Beauty can be reflected in painting, sculpture, photographs, but there are arts such as plays, films, and music that include another aspect of human experience: time. As soon as you introduce the element of time, one’s perception of the work requires the ability to remember what has already occurred. Memory thus becomes a significant aspect in the immediate apprehension of these arts. To lose your memory is to lose yourself. If you can’t recall your identity, every effort must be made to rectify the situation. Memory is essential to identity. It is also essential to apprehending music, for exactly the same reason.

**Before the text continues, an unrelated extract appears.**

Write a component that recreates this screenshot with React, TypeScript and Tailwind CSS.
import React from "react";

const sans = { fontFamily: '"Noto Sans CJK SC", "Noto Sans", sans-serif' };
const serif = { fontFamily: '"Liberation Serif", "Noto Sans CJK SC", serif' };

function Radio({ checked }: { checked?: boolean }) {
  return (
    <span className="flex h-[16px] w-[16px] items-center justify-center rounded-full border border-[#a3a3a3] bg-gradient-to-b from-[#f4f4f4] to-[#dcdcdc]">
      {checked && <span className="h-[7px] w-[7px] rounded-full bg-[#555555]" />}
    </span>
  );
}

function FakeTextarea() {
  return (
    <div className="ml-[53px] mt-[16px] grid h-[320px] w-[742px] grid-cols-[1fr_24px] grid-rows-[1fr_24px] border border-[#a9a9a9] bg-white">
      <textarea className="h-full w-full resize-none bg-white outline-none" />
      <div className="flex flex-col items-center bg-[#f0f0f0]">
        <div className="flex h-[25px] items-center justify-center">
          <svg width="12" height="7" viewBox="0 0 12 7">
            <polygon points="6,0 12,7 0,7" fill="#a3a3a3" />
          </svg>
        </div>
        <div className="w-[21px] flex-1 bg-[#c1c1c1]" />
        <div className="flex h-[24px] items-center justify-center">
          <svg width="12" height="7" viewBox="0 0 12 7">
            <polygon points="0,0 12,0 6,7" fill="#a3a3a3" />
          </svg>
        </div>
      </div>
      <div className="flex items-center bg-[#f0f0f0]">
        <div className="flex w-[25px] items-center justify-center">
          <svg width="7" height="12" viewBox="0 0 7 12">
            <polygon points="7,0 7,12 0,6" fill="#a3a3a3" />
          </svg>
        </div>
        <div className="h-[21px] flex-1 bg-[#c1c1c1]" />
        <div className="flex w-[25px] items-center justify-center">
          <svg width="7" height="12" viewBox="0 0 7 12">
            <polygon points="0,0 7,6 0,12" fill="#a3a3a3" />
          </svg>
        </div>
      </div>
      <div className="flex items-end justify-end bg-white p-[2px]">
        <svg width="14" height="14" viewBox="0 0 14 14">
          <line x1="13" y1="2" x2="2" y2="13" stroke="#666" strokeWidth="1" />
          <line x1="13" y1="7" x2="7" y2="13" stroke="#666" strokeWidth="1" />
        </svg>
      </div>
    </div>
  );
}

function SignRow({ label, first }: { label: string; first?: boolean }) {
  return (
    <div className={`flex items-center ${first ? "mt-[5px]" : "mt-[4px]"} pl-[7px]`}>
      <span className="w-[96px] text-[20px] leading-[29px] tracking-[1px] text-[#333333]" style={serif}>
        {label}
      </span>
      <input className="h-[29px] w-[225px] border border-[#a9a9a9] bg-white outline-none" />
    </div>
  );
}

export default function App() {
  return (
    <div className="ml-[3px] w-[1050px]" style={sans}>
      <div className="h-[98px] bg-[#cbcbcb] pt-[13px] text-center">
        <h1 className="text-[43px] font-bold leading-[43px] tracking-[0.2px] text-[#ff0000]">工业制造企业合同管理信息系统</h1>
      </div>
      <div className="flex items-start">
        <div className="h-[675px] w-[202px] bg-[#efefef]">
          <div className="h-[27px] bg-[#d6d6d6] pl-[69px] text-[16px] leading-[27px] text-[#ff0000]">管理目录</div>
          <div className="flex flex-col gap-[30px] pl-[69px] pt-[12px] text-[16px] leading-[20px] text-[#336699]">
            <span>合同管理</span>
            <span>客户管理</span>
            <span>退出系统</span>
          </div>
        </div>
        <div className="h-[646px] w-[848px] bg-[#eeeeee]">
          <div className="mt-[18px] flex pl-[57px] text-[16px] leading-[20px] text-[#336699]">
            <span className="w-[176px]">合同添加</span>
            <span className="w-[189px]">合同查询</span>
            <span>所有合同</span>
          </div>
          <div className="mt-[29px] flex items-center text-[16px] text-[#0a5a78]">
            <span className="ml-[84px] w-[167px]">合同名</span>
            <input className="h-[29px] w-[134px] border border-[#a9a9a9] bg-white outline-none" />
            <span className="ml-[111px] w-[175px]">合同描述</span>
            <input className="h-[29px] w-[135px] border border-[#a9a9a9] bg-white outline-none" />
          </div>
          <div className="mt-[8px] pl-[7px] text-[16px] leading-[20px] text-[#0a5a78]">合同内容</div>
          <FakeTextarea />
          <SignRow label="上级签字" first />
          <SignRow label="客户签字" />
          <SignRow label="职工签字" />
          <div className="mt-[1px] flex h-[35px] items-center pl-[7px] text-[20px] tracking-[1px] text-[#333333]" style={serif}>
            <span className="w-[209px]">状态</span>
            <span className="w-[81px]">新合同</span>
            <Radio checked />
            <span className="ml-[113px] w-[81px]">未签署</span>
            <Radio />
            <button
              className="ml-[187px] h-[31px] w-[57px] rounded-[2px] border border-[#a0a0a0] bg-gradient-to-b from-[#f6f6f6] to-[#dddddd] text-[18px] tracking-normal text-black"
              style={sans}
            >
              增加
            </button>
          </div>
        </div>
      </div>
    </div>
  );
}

Music traces a pattern in the mind that lingers after the music moves on. The memory holds that trace, and the composer counts on our capacity to do so in order to describe the pattern fully. Like words in a sentence,
we encounter music as moments in linear succession,
but musical patterns are made without words; that is,
the pattern is not literal but rather more like patterns
in architecture or a garden because they too are each apprehended in succession. The Greeks gave one answer for both the questions: Where does music come from, and, what part does memory play in its perception? We know that the father of the Muses is Zeus himself, but we seldom hear about their mother: her name was Mnemosyne: Memory. So, for real inspiration, great knowledge, for our right creative gifts to be released to do their jobs, to comprehend the nature of tragedy, epic, history, science, dance, even theology, we need the authority of Zeus, but we also need the knowledge of what has gone before — we need memory. This memory is not only of the previous words and notes in the artwork to which we presently attend, but the knowledge of our own history. What have great artists of the past done? How are we inheritors of their wisdom?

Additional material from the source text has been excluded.